Second, Arnault is a devout believer in the “power of the first mover.” A central tenet to supply-side economics, there’s always a premium in being the first person in on an idea, a market, or a consumer base. Arnault believes just that and consequently, he focuses on emerging markets and corners the profit in areas where no luxury good outposts formerly existed. Setting up a retail shop in areas, like Mongolia, drives up the demand for luxury goods, but has a low overhead and operating costs, which increases the revenue for the conglomerate. The Louis Vuitton retail store in Mongolia, set up just last year, is already turning a profit. This is incredible for two reasons: 1) turning a profit in a high-end luxury goods market in one year is unthinkable, and 2) it was in Mongolia!
Preserve the past by Ensuring the future…
Currently, two of Mr. Arnault’s children work for the company, but both started at the bottom and worked their way up to an executive position. Early on, Antoine and Daphine were introduced to the company, when their father would take them to retail stores and discuss with the children what was taking place within the confines of the company.
Antoine, now head of communications for Louis Vuitton, earned his MBA at Instead and spent two years on an internet venture before joining LVMH. He started off working as a sales associate at Louis Vuitton in Paris and eventually taking a management position overseeing 13 retail stores. Dalphine, Mr. Arnault’s daughter, studied at the London School of Economics, and worked elsewhere for a few years before joining LVMH as a perfume girl for Dior. She is now third in charge at the Dior label.
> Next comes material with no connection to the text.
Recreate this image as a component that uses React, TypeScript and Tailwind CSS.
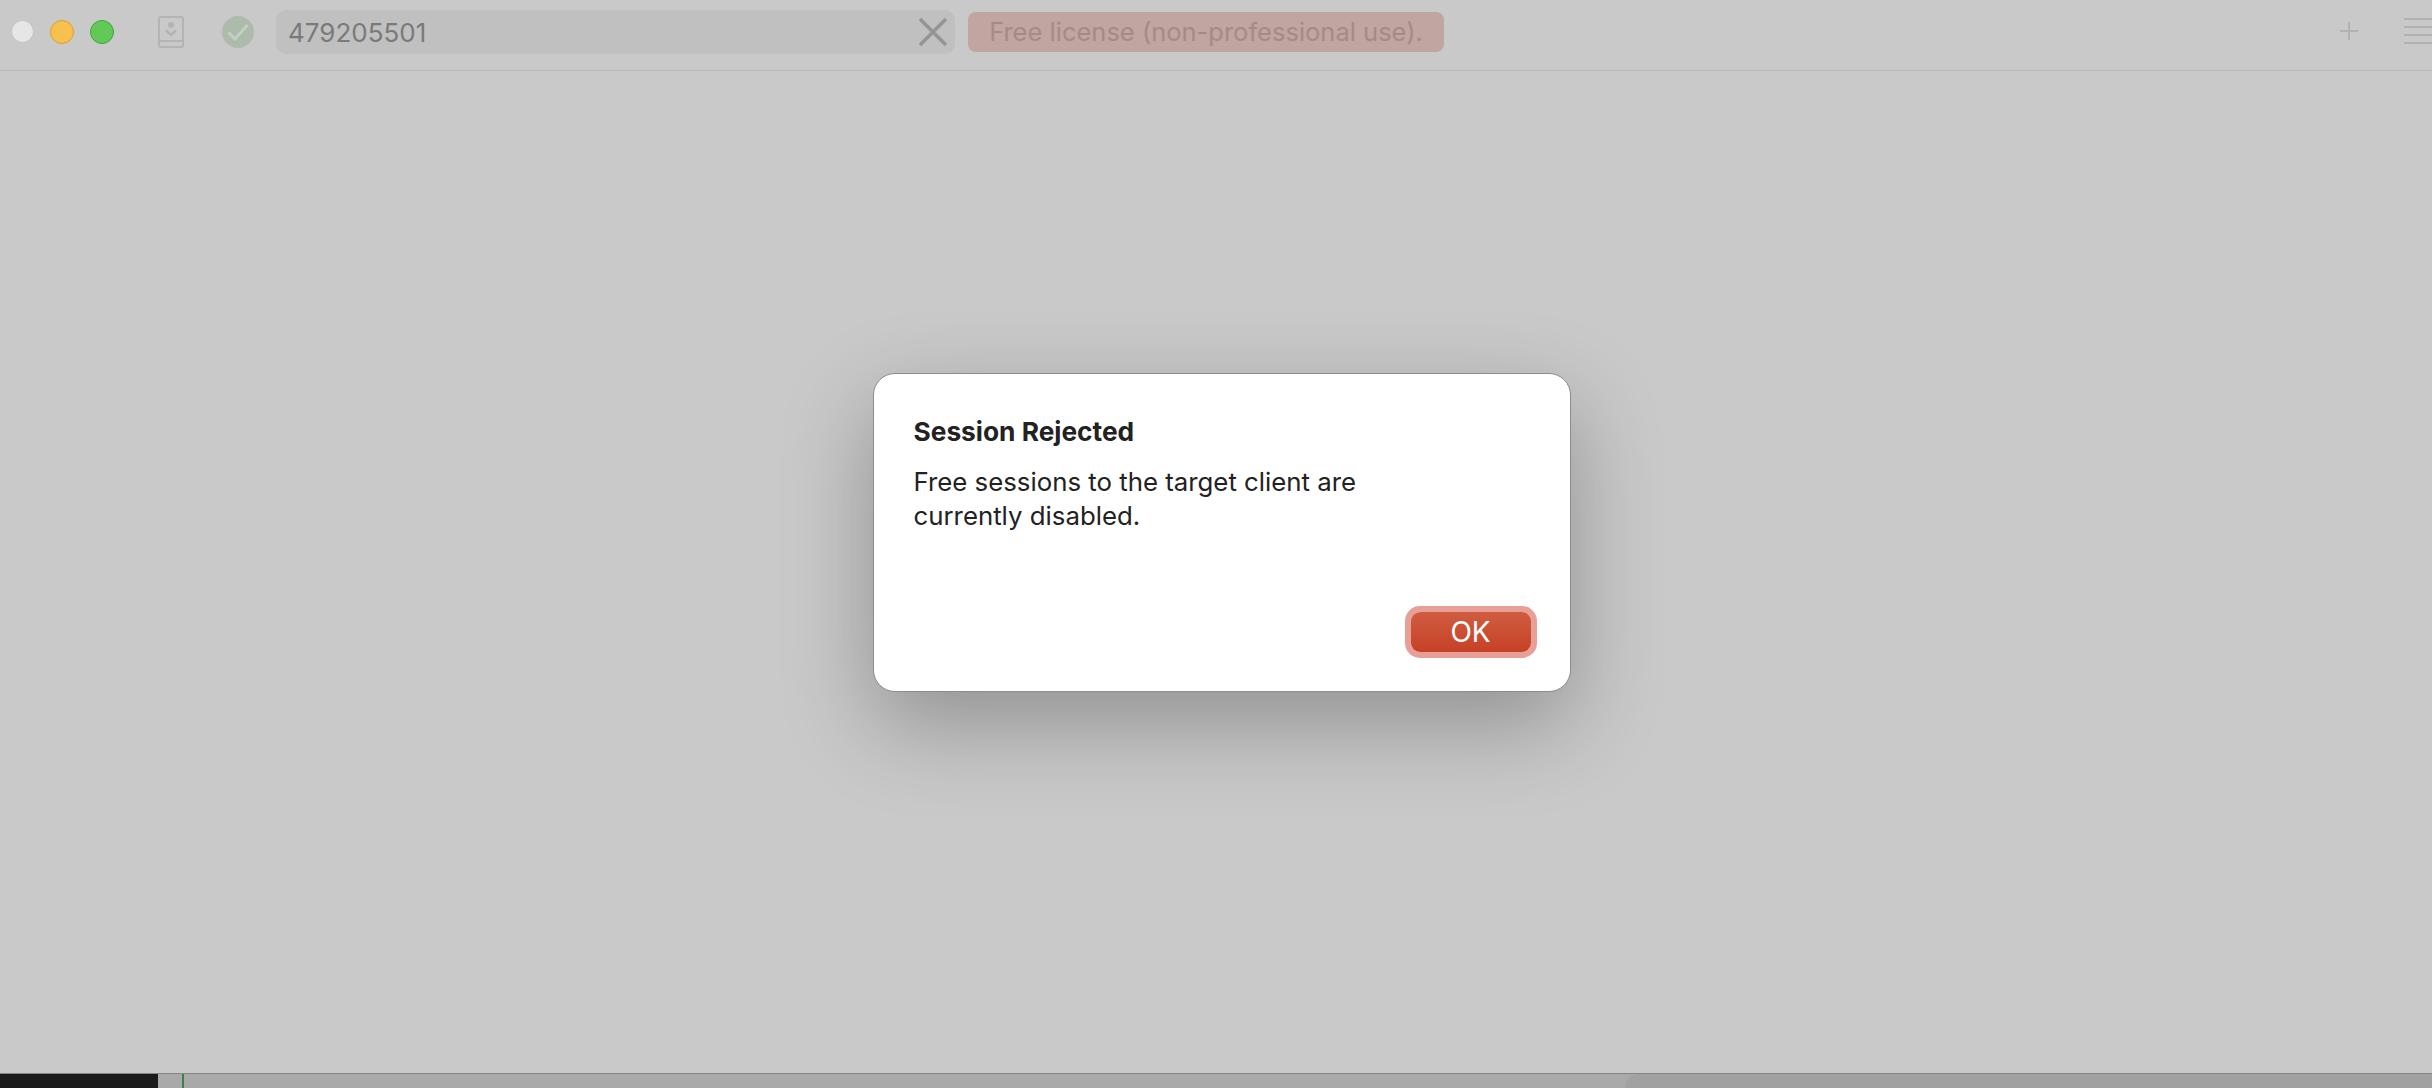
import React from 'react';

const uiFont = "font-['Inter','Noto_Sans',sans-serif]";

const Toolbar: React.FC = () => (
  <header className="flex h-[71px] shrink-0 items-start border-b border-[#bababa] bg-[#c9c9c9]">
    <div className="mt-[20px] ml-[11px] flex gap-[16px]">
      <div className="size-[23px] rounded-full border border-[#c4c4c4] bg-[#e6e6e6]" />
      <div className="size-[24px] rounded-full border border-[#d9a02f] bg-[#f7c04f]" />
      <div className="size-[24px] rounded-full border border-[#3fa73a] bg-[#62c858]" />
    </div>
    <svg className="mt-[16px] ml-[44px] shrink-0" width="26" height="32" viewBox="0 0 26 32" fill="none" stroke="#b4b4b4" strokeWidth="2">
      <path d="M3 1h20a2 2 0 0 1 2 2v26a2 2 0 0 1-2 2H3a2 2 0 0 1-2-2V3a2 2 0 0 1 2-2z" />
      <path d="M1 25h24" />
      <circle cx="13" cy="9" r="3" fill="#b4b4b4" stroke="none" />
      <path d="M8 14.5l5 4.5 5-4.5" strokeWidth="2.6" />
    </svg>
    <div className="mt-[16px] ml-[38px] flex size-[32px] shrink-0 items-center justify-center rounded-full bg-[#adbbad]">
      <svg width="22" height="18" viewBox="0 0 22 18" fill="none" stroke="#c6cfc6" strokeWidth="3">
        <path d="M1.5 9.5l6.5 6.5L20.5 2" />
      </svg>
    </div>
    <div className="mt-[10px] ml-[22px] flex h-[44px] w-[679px] shrink-0 items-center justify-between rounded-[10px] bg-[#c0c0c0] pr-[8px] pl-[12px]">
      <span className={`${uiFont} mt-[2px] text-[26px] leading-none text-[#7a7a7a]`}>479205501</span>
      <svg width="28" height="28" viewBox="0 0 28 28" fill="none" stroke="#949494" strokeWidth="3.5">
        <path d="M1 1l26 26M27 1L1 27" />
      </svg>
    </div>
    <div className={`${uiFont} mt-[12px] ml-[13px] flex h-[40px] w-[476px] shrink-0 items-center justify-center rounded-[8px] bg-[#c0a5a0] text-[25.5px] leading-none text-[#a58b87]`}>
      Free license (non-professional use).
    </div>
    <div className="flex-1" />
    <svg className="mt-[22px] mr-[46px] shrink-0" width="18" height="18" viewBox="0 0 18 18" stroke="#b2b2b2" strokeWidth="2">
      <path d="M0 9h18M9 0v18" />
    </svg>
    <div className="mt-[18px] flex w-[28px] shrink-0 flex-col gap-[6px]">
      <div className="h-[2px] bg-[#b2b2b2]" />
      <div className="h-[2px] bg-[#b2b2b2]" />
      <div className="h-[2px] bg-[#b2b2b2]" />
      <div className="h-[2px] bg-[#b2b2b2]" />
    </div>
  </header>
);

const Dialog: React.FC = () => (
  <div className={`${uiFont} flex h-[319px] w-[698px] flex-col rounded-[22px] border border-[#8c8c8c] bg-white pt-[41px] pr-[34px] pl-[40px] text-[#222222] shadow-[0_32px_90px_rgba(0,0,0,0.28)]`}>
    <h1 className="text-[26.3px] leading-[34px] font-bold">Session Rejected</h1>
    <p className="mt-[16px] w-[500px] text-[25.8px] leading-[34px]">Free sessions to the target client are currently disabled.</p>
    <div className="mt-auto mb-[39px] flex justify-end pr-[5px]">
      <button className="flex h-[40px] w-[120px] items-center justify-center rounded-[9px] bg-linear-to-b from-[#d05c40] to-[#c64126] text-[28px] leading-none text-white ring-[6px] ring-[#e6a097]">
        OK
      </button>
    </div>
  </div>
);

const App: React.FC = () => {
  return (
    <div className="flex h-screen flex-col overflow-hidden bg-[#a9a9a9]">
      <Toolbar />
      <main className="flex flex-1 justify-center bg-[#c9c9c9] pt-[302px] pl-[11px]">
        <Dialog />
      </main>
      {/* what shows behind the window */}
      <div className="flex h-[15px] shrink-0 border-t border-[#858585]">
        <div className="w-[158px] bg-[#1a1a1a]" />
        <div className="ml-[24px] w-[2px] bg-[#3f7f4a]" />
        <div className="flex-1" />
        <div className="w-[807px] rounded-tl-[14px] bg-[#a1a1a1]" />
      </div>
    </div>
  );
};

export default App;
Mr. Arnault has three younger boys, all of whom he hopes will also join the family business, though he vows to never force such a role onto any of them. Even Helene Mercier, Mr. Arnault’s wife, will weigh in from time to time, when a new bag or perfume is in the works, and asked for her more “feminine opinion.” It truly is a family affair.
On the surface, the bags are gorgeous, the perfumes are lavish and the watches are exquisite, but peeling back the curtain reveals a man who had an idea, made a few mistakes and yet continues to grow. A story of heritage and a story of hard work. A man who is in high demand on the French social scene, but who prefers to stay at home and help his children with their homework. A book where the inside story fits the beautifully crafted exterior cover.